# Rolex 24 Hours of Daytona: Audi Sport Engineer Brad Kettler Presents R8 GRAND-AM



## [email protected] (Apr 9, 2004)

On the eve before the Rolex 24 Hours of Daytona, Audi hosted a small event at the Shores Resort in Daytona beach where the new R8 GRAND-AM was shared with journalists and a few race teams considering the car. Just yards away from the very beach where the original Daytona stock car races were first held, a silver non-liveried example of the R8 LMS sat on display.

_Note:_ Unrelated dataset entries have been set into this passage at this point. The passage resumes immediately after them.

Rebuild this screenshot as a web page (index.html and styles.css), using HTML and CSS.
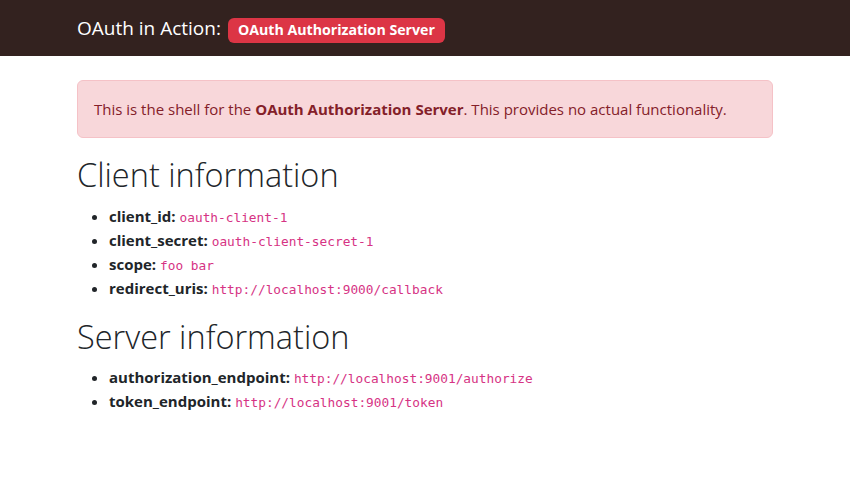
FILE: index.html
```html
<!DOCTYPE html>
<html lang="en">
<head>
<meta charset="utf-8">
<title>OAuth in Action: OAuth Authorization Server</title>
<link rel="stylesheet" href="styles.css">
</head>
<body>
<nav class="navbar">
  <div class="container">
    <span class="brand">OAuth in Action: <span class="badge">OAuth Authorization Server</span></span>
  </div>
</nav>
<main class="container main">
  <div class="alert">This is the shell for the <strong>OAuth Authorization Server</strong>. This provides no actual functionality.</div>
  <h1>Client information</h1>
  <ul>
    <li><b>client_id:</b> <code>oauth-client-1</code></li>
    <li><b>client_secret:</b> <code>oauth-client-secret-1</code></li>
    <li><b>scope:</b> <code>foo bar</code></li>
    <li><b>redirect_uris:</b> <code>http://localhost:9000/callback</code></li>
  </ul>
  <h1>Server information</h1>
  <ul>
    <li><b>authorization_endpoint:</b> <code>http://localhost:9001/authorize</code></li>
    <li><b>token_endpoint:</b> <code>http://localhost:9001/token</code></li>
  </ul>
</main>
</body>
</html>
```
FILE: styles.css
```css
* { box-sizing: border-box; }
body {
  margin: 0;
  font-family: "Open Sans", "Noto Sans", sans-serif;
  font-size: 15px;
  line-height: 24px;
  color: #212529;
  background: #fff;
}
.container {
  width: 100%;
  max-width: 720px;
  margin: 0 auto;
  padding: 0 12px;
}
.navbar {
  background: #33221f;
  padding: 8px 0;
}
.brand {
  display: inline-block;
  padding: 5px 0;
  font-size: 19px;
  line-height: 30px;
  color: #fff;
}
.badge {
  display: inline-block;
  margin-left: 2px;
  padding: 5px 10px 6px;
  font-size: 14.2px;
  font-weight: 700;
  line-height: 14px;
  color: #fff;
  background: #dc3545;
  border-radius: 6px;
  vertical-align: 0;
}
.main { padding-top: 24px; }
.alert {
  padding: 16px;
  margin-bottom: 16px;
  border: 1px solid #f5c2c7;
  border-radius: 6px;
  background: #f8d7da;
  color: #842029;
}
.alert strong { font-weight: 700; }
h1 {
  margin: 0 0 8px;
  font-size: 32.5px;
  font-weight: 300;
  line-height: 41.7px;
}
ul {
  margin: 0 0 16px;
  padding-left: 32px;
}
b { font-weight: 700; }
code {
  font-family: "DejaVu Sans Mono", "Liberation Mono", monospace;
  font-size: 12.8px;
  line-height: 1;
  color: #d63384;
}
```
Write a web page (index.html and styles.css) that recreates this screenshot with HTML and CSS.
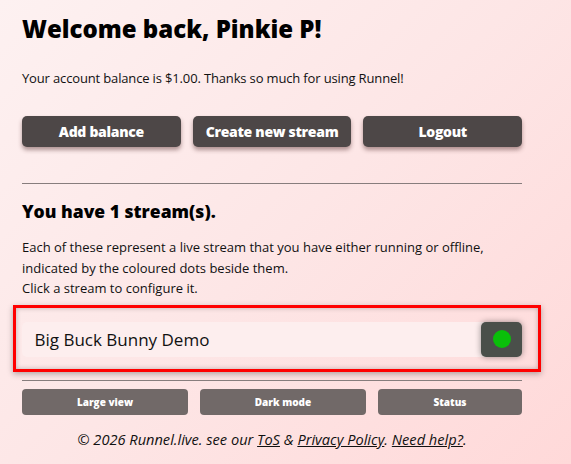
FILE: index.html
```html
<!DOCTYPE html>
<html>
<head>
<meta charset="utf-8">
<link rel="stylesheet" href="styles.css">
</head>
<body>
<main class="page">
  <h1 class="title">Welcome back, Pinkie P!</h1>
  <p class="balance">Your account balance is $1.00. Thanks so much for using Runnel!</p>
  <div class="actions">
    <button class="btn">Add balance</button>
    <button class="btn">Create new stream</button>
    <button class="btn">Logout</button>
  </div>
  <hr class="rule rule-top">
  <h2 class="subtitle">You have 1 stream(s).</h2>
  <p class="info">Each of these represent a live stream that you have either running or offline,<br>indicated by the coloured dots beside them.<br>Click a stream to configure it.</p>
  <div class="streams">
    <div class="stream">
      <span class="stream-name">Big Buck Bunny Demo</span>
      <span class="status"><span class="dot"></span></span>
    </div>
  </div>
  <hr class="rule rule-bottom">
  <div class="small-actions">
    <button class="sbtn">Large view</button>
    <button class="sbtn">Dark mode</button>
    <button class="sbtn">Status</button>
  </div>
  <p class="footer">© 2026 Runnel.live. see our <a href="#">ToS</a> &amp; <a href="#">Privacy Policy</a>. <a href="#">Need help?</a>.</p>
</main>
</body>
</html>
```
FILE: styles.css
```css
html, body {
  margin: 0;
  padding: 0;
  height: 100%;
}
body {
  background: linear-gradient(135deg, #fdf1f1 0%, #fde6e6 50%, #ffd9d9 100%);
  font-family: "Open Sans", "DejaVu Sans", sans-serif;
  color: #111;
}
.page {
  width: 500px;
  padding: 12px 0 0 22px;
}
.title {
  margin: 0;
  font-size: 24px;
  font-weight: 800;
  line-height: 34px;
  color: #000;
}
.balance {
  margin: 23px 0 0;
  font-size: 13px;
  letter-spacing: -0.15px;
  line-height: 18px;
}
.actions {
  display: grid;
  grid-template-columns: repeat(3, 1fr);
  gap: 12px;
  margin-top: 29px;
}
.btn {
  height: 31px;
  border: none;
  border-radius: 5px;
  background: #4d4747;
  color: #fff;
  font-family: inherit;
  font-size: 14px;
  font-weight: 800;
  letter-spacing: -0.3px;
  box-shadow: 0 3px 4px rgba(80, 40, 40, 0.45);
}
.rule {
  border: none;
  border-top: 1px solid #877d7d;
  margin: 0;
}
.rule-top {
  margin-top: 36px;
}
.subtitle {
  margin: 17px 0 0;
  font-size: 17.5px;
  font-weight: 800;
  line-height: 20px;
  color: #000;
}
.info {
  margin: 16px 0 0;
  font-size: 13px;
  line-height: 20.5px;
}
.streams {
  margin: 6px -19px 0 -9px;
  border: 3.5px solid #ff0000;
  padding: 14px 16px 12px 5.5px;
  box-shadow: 0 2px 6px rgba(0, 0, 0, 0.3), inset 0 0 5px rgba(0, 0, 0, 0.25);
}
.stream {
  display: flex;
  align-items: stretch;
  height: 35px;
  background: #fdeeee;
  border-radius: 5px;
}
.stream-name {
  flex: 1;
  display: flex;
  align-items: center;
  padding-left: 13px;
  font-size: 17px;
  color: #111;
}
.status {
  width: 41px;
  display: flex;
  align-items: center;
  justify-content: center;
  background: #4a4f4a;
  border-radius: 5px;
  box-shadow: 0 0 6px rgba(0, 0, 0, 0.4);
}
.dot {
  width: 18px;
  height: 18px;
  border-radius: 50%;
  background: #0abf0a;
}
.rule-bottom {
  margin-top: 8px;
}
.small-actions {
  display: grid;
  grid-template-columns: 166px 166px 1fr;
  gap: 12px;
  margin-top: 8px;
}
.sbtn {
  height: 26px;
  border: none;
  border-radius: 4px;
  background: #716968;
  color: #fff;
  font-family: inherit;
  font-size: 10px;
  font-weight: 800;
}
.footer {
  margin: 15px 0 0;
  text-align: center;
  font-size: 14.6px;
  font-style: italic;
  line-height: 18px;
}
.footer a {
  color: inherit;
}
```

Audi Sport and Champion Racing veteran Brad Kettler presented the car, explaining some of the benefits. Notable points were a new proprietary racing seat that is one of the safest (if not the safest) in a GT car and parts like the air-to-air refueling technology utilized in the fuel cap - a cap configuration that can be swapped from one side to the other based on its position of the pit at any given race. Another key point, one especially valuable to prospective racing teams, is that the R8's air restricted nearly production V10 is not heavily stressed in racing and able to log many more miles than comparative GT cars. One team representative who didn't identify himself estimated this might likely add up to more than a season's worth of driving.









The car on display is the fourth R8 GRAND-AM to turn up in the United States. Fans keeping close eye will note that the first "Captain America" blue liveried R8 GRAND-AM test car was the first, followed by the two cars for APR Motorsport and Oryx Racing. This fourth car remains for sale and sources tell us that the cars' eligibility for the ALMS (and NOT Le Mans) may be a reality before the end of the 2012 season.

See More Photos from the Presentation in our * 2012 Rolex 24 Hours of Daytona Photo Gallery HERE. *


----------



## ratdub (Jan 17, 2005)

that is one sexy chassis :heart:


----------



## dblueS40 (Mar 1, 2008)

ratdub;bt1517 said:


> that is one sexy chassis :heart:


x2. Car looks amazing! I love the Rolex, and almost went last year. Hopefully i will be able to catch one of the races soon.


----------